++++ Supplied information ++++

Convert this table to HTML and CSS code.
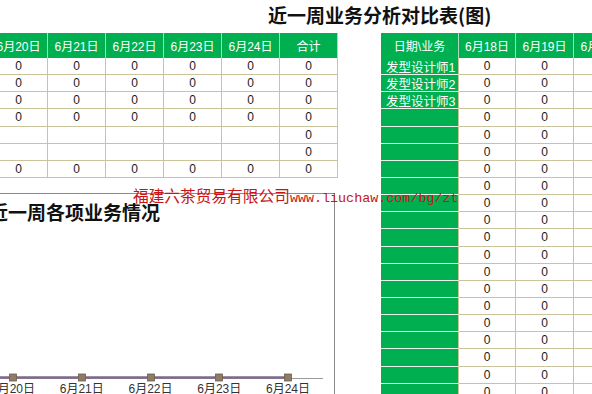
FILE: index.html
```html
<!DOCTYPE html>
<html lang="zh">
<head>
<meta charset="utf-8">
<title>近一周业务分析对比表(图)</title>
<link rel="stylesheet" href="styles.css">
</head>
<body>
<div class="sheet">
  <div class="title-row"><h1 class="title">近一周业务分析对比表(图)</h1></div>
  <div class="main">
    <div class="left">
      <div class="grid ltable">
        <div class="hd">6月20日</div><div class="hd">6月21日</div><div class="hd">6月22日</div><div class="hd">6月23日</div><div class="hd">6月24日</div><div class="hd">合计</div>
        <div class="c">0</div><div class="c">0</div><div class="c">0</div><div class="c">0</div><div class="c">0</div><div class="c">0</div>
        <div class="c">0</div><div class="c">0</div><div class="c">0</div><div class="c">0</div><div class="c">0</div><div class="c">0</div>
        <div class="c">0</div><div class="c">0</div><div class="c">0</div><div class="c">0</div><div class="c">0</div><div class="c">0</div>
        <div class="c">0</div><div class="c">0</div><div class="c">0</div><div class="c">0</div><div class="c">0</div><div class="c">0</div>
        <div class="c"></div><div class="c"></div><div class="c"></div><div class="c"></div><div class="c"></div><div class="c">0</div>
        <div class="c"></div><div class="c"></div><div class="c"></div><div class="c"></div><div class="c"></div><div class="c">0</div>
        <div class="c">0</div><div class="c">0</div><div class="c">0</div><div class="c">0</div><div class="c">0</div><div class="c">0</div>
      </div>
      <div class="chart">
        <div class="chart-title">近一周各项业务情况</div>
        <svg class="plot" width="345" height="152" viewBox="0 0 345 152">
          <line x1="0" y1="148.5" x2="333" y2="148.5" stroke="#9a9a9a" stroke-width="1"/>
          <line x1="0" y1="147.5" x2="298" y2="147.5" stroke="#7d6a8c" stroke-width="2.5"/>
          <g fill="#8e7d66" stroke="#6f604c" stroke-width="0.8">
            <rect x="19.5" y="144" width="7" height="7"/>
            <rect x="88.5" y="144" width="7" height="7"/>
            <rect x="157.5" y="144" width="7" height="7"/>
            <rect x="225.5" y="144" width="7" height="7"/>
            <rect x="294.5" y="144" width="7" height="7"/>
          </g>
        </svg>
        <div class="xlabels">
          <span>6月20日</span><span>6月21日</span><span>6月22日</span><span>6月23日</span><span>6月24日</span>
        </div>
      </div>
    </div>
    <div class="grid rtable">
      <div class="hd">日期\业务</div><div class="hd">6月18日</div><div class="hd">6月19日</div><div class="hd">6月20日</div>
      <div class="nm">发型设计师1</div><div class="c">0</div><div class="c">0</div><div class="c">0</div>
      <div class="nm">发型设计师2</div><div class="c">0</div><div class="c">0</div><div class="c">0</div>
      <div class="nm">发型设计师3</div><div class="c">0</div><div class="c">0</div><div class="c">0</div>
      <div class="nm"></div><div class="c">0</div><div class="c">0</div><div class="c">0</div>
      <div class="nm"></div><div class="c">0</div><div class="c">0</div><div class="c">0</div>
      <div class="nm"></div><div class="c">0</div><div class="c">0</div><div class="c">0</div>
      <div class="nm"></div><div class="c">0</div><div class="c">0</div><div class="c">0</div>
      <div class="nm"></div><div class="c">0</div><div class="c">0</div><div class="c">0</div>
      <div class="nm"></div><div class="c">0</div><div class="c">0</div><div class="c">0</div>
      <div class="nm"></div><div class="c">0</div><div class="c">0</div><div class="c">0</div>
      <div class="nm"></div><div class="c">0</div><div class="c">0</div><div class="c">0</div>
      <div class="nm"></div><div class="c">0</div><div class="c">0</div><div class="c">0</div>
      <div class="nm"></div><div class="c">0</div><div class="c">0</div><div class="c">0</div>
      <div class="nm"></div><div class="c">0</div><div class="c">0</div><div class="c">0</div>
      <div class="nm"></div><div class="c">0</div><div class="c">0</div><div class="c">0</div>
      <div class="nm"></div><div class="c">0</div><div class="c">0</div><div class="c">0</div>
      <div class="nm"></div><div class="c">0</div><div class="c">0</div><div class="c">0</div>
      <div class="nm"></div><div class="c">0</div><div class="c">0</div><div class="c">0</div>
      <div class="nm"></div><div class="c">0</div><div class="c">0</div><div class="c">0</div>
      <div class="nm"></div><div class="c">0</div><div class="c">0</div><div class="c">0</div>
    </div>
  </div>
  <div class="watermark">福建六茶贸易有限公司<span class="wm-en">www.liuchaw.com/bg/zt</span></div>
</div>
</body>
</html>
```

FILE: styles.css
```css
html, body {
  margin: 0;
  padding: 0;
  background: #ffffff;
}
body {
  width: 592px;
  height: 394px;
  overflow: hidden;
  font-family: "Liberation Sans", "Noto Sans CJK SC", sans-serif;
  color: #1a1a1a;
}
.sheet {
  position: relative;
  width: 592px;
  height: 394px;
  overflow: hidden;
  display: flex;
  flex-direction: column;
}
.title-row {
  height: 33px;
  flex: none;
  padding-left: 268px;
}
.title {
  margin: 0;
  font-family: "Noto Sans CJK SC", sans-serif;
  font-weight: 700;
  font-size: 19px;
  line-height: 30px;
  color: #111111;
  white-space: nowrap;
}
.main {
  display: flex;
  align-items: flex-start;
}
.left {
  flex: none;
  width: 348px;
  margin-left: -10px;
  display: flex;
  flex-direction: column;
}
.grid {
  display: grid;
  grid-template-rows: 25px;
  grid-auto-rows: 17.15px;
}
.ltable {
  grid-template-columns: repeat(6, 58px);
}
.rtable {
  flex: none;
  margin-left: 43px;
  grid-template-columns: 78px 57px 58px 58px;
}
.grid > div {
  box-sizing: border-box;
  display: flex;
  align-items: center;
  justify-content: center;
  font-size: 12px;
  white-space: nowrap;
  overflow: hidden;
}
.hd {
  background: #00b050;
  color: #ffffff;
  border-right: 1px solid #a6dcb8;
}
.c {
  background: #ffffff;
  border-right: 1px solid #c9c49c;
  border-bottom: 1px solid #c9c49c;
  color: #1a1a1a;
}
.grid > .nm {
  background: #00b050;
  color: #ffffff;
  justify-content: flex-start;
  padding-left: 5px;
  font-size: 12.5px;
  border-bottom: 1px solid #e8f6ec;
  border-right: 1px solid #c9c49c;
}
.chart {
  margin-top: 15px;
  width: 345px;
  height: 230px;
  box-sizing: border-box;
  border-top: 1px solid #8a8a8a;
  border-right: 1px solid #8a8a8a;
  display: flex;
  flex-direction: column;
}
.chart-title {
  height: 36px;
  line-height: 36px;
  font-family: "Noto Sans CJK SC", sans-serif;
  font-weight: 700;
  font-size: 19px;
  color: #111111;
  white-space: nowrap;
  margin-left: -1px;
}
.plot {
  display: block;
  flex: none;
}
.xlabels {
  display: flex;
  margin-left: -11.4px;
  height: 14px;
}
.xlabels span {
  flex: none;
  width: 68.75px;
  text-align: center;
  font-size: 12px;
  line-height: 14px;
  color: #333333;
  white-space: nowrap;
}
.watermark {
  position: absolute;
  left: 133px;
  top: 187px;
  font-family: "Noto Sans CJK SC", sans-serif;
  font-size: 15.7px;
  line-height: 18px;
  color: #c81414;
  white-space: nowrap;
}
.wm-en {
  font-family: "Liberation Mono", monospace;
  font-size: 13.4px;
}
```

++++

• Short task: Using the data above, write out every line exactly, leaving the images behind.

• Exercise solution:
Convert this table to HTML and CSS code.
FILE: index.html
```html
<!DOCTYPE html>
<html lang="zh">
<head>
<meta charset="utf-8">
<title>近一周业务分析对比表(图)</title>
<link rel="stylesheet" href="styles.css">
</head>
<body>
<div class="sheet">
  <div class="title-row"><h1 class="title">近一周业务分析对比表(图)</h1></div>
  <div class="main">
    <div class="left">
      <div class="grid ltable">
        <div class="hd">6月20日</div><div class="hd">6月21日</div><div class="hd">6月22日</div><div class="hd">6月23日</div><div class="hd">6月24日</div><div class="hd">合计</div>
        <div class="c">0</div><div class="c">0</div><div class="c">0</div><div class="c">0</div><div class="c">0</div><div class="c">0</div>
        <div class="c">0</div><div class="c">0</div><div class="c">0</div><div class="c">0</div><div class="c">0</div><div class="c">0</div>
        <div class="c">0</div><div class="c">0</div><div class="c">0</div><div class="c">0</div><div class="c">0</div><div class="c">0</div>
        <div class="c">0</div><div class="c">0</div><div class="c">0</div><div class="c">0</div><div class="c">0</div><div class="c">0</div>
        <div class="c"></div><div class="c"></div><div class="c"></div><div class="c"></div><div class="c"></div><div class="c">0</div>
        <div class="c"></div><div class="c"></div><div class="c"></div><div class="c"></div><div class="c"></div><div class="c">0</div>
        <div class="c">0</div><div class="c">0</div><div class="c">0</div><div class="c">0</div><div class="c">0</div><div class="c">0</div>
      </div>
      <div class="chart">
        <div class="chart-title">近一周各项业务情况</div>
        <svg class="plot" width="345" height="152" viewBox="0 0 345 152">
          <line x1="0" y1="148.5" x2="333" y2="148.5" stroke="#9a9a9a" stroke-width="1"/>
          <line x1="0" y1="147.5" x2="298" y2="147.5" stroke="#7d6a8c" stroke-width="2.5"/>
          <g fill="#8e7d66" stroke="#6f604c" stroke-width="0.8">
            <rect x="19.5" y="144" width="7" height="7"/>
            <rect x="88.5" y="144" width="7" height="7"/>
            <rect x="157.5" y="144" width="7" height="7"/>
            <rect x="225.5" y="144" width="7" height="7"/>
            <rect x="294.5" y="144" width="7" height="7"/>
          </g>
        </svg>
        <div class="xlabels">
          <span>6月20日</span><span>6月21日</span><span>6月22日</span><span>6月23日</span><span>6月24日</span>
        </div>
      </div>
    </div>
    <div class="grid rtable">
      <div class="hd">日期\业务</div><div class="hd">6月18日</div><div class="hd">6月19日</div><div class="hd">6月20日</div>
      <div class="nm">发型设计师1</div><div class="c">0</div><div class="c">0</div><div class="c">0</div>
      <div class="nm">发型设计师2</div><div class="c">0</div><div class="c">0</div><div class="c">0</div>
      <div class="nm">发型设计师3</div><div class="c">0</div><div class="c">0</div><div class="c">0</div>
      <div class="nm"></div><div class="c">0</div><div class="c">0</div><div class="c">0</div>
      <div class="nm"></div><div class="c">0</div><div class="c">0</div><div class="c">0</div>
      <div class="nm"></div><div class="c">0</div><div class="c">0</div><div class="c">0</div>
      <div class="nm"></div><div class="c">0</div><div class="c">0</div><div class="c">0</div>
      <div class="nm"></div><div class="c">0</div><div class="c">0</div><div class="c">0</div>
      <div class="nm"></div><div class="c">0</div><div class="c">0</div><div class="c">0</div>
      <div class="nm"></div><div class="c">0</div><div class="c">0</div><div class="c">0</div>
      <div class="nm"></div><div class="c">0</div><div class="c">0</div><div class="c">0</div>
      <div class="nm"></div><div class="c">0</div><div class="c">0</div><div class="c">0</div>
      <div class="nm"></div><div class="c">0</div><div class="c">0</div><div class="c">0</div>
      <div class="nm"></div><div class="c">0</div><div class="c">0</div><div class="c">0</div>
      <div class="nm"></div><div class="c">0</div><div class="c">0</div><div class="c">0</div>
      <div class="nm"></div><div class="c">0</div><div class="c">0</div><div class="c">0</div>
      <div class="nm"></div><div class="c">0</div><div class="c">0</div><div class="c">0</div>
      <div class="nm"></div><div class="c">0</div><div class="c">0</div><div class="c">0</div>
      <div class="nm"></div><div class="c">0</div><div class="c">0</div><div class="c">0</div>
      <div class="nm"></div><div class="c">0</div><div class="c">0</div><div class="c">0</div>
    </div>
  </div>
  <div class="watermark">福建六茶贸易有限公司<span class="wm-en">www.liuchaw.com/bg/zt</span></div>
</div>
</body>
</html>
```

FILE: styles.css
```css
html, body {
  margin: 0;
  padding: 0;
  background: #ffffff;
}
body {
  width: 592px;
  height: 394px;
  overflow: hidden;
  font-family: "Liberation Sans", "Noto Sans CJK SC", sans-serif;
  color: #1a1a1a;
}
.sheet {
  position: relative;
  width: 592px;
  height: 394px;
  overflow: hidden;
  display: flex;
  flex-direction: column;
}
.title-row {
  height: 33px;
  flex: none;
  padding-left: 268px;
}
.title {
  margin: 0;
  font-family: "Noto Sans CJK SC", sans-serif;
  font-weight: 700;
  font-size: 19px;
  line-height: 30px;
  color: #111111;
  white-space: nowrap;
}
.main {
  display: flex;
  align-items: flex-start;
}
.left {
  flex: none;
  width: 348px;
  margin-left: -10px;
  display: flex;
  flex-direction: column;
}
.grid {
  display: grid;
  grid-template-rows: 25px;
  grid-auto-rows: 17.15px;
}
.ltable {
  grid-template-columns: repeat(6, 58px);
}
.rtable {
  flex: none;
  margin-left: 43px;
  grid-template-columns: 78px 57px 58px 58px;
}
.grid > div {
  box-sizing: border-box;
  display: flex;
  align-items: center;
  justify-content: center;
  font-size: 12px;
  white-space: nowrap;
  overflow: hidden;
}
.hd {
  background: #00b050;
  color: #ffffff;
  border-right: 1px solid #a6dcb8;
}
.c {
  background: #ffffff;
  border-right: 1px solid #c9c49c;
  border-bottom: 1px solid #c9c49c;
  color: #1a1a1a;
}
.grid > .nm {
  background: #00b050;
  color: #ffffff;
  justify-content: flex-start;
  padding-left: 5px;
  font-size: 12.5px;
  border-bottom: 1px solid #e8f6ec;
  border-right: 1px solid #c9c49c;
}
.chart {
  margin-top: 15px;
  width: 345px;
  height: 230px;
  box-sizing: border-box;
  border-top: 1px solid #8a8a8a;
  border-right: 1px solid #8a8a8a;
  display: flex;
  flex-direction: column;
}
.chart-title {
  height: 36px;
  line-height: 36px;
  font-family: "Noto Sans CJK SC", sans-serif;
  font-weight: 700;
  font-size: 19px;
  color: #111111;
  white-space: nowrap;
  margin-left: -1px;
}
.plot {
  display: block;
  flex: none;
}
.xlabels {
  display: flex;
  margin-left: -11.4px;
  height: 14px;
}
.xlabels span {
  flex: none;
  width: 68.75px;
  text-align: center;
  font-size: 12px;
  line-height: 14px;
  color: #333333;
  white-space: nowrap;
}
.watermark {
  position: absolute;
  left: 133px;
  top: 187px;
  font-family: "Noto Sans CJK SC", sans-serif;
  font-size: 15.7px;
  line-height: 18px;
  color: #c81414;
  white-space: nowrap;
}
.wm-en {
  font-family: "Liberation Mono", monospace;
  font-size: 13.4px;
}
```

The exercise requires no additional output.